An item in the May 27, 1950, issue of Boxoffice Magazine provides some information about this theater. It became a film house, and was renamed the Vagabond, in 1950. Before that, it had been a legitimate house called the Masque Theatre. After being enlarged and completely remodeled, it became the fifth art house in a small, local chain operated by Herb Rosener. The other theaters in the chain were the Laurel, Esquire, Studio, and Sunset Theatres.
will this post
So nobody has a photo of the exterior of the Vagabond? I am trying to find out if it was always called THE VAGABOND, or if it was re-christened into that when in 1946 Joe Chastek (previously owner of the Zamboanga nightclub on Slauson) opened his “Vagabond’s House” Polynesian restaurant next door (which later became La Fonda):
View link
He took the name from Don Blanding’s poem “Vagabond’s House”, which was published in 1928, two years after the building which houses the theatre was built. It seems likely to me that the theatre had another name when it opened in 1926, and then was renamed.

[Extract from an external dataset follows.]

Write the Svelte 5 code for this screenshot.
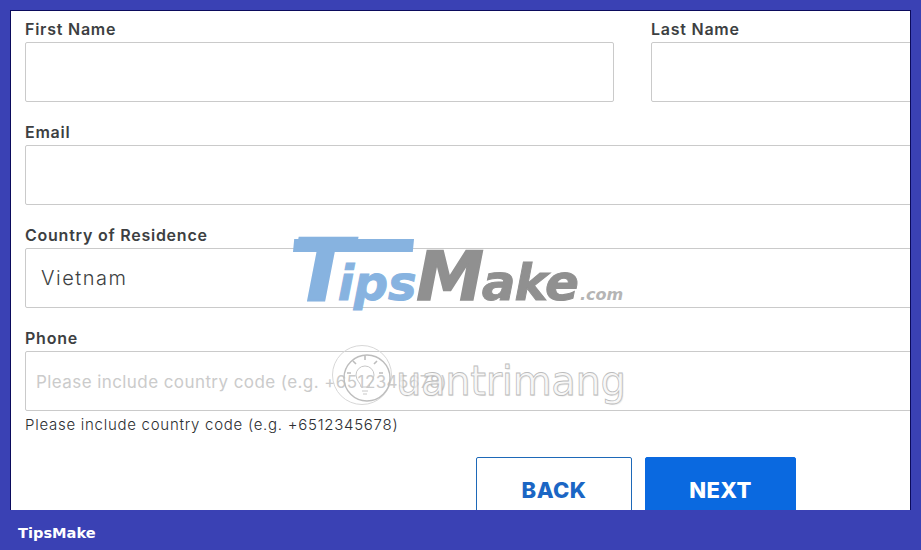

Just read a interview where Michael Connelly, the great writer, talks about going to the Vagabond during his first week in LA in the 1980’s and catching a double feature of Chinatown and The Long Goodbye.
Used to go to the Vagabond in the late 70’s and 80’s when there were such a thing as revival theaters in Los Angeles. I recall seeing an uncut version of the 1933 original version of “King Kong” there – complete with the scene where Kong pops a guy into his mouth and them spits out his clothes! Good times. Recently I watched the 1980 film “The Formula” with Marlon Brando and Gecorge C. Scott. Not much to the film (other then Brando’s weird performance), but there is a scene at the beginning that shows Scott leaving the Vagabond after seeing a film there. Check it out.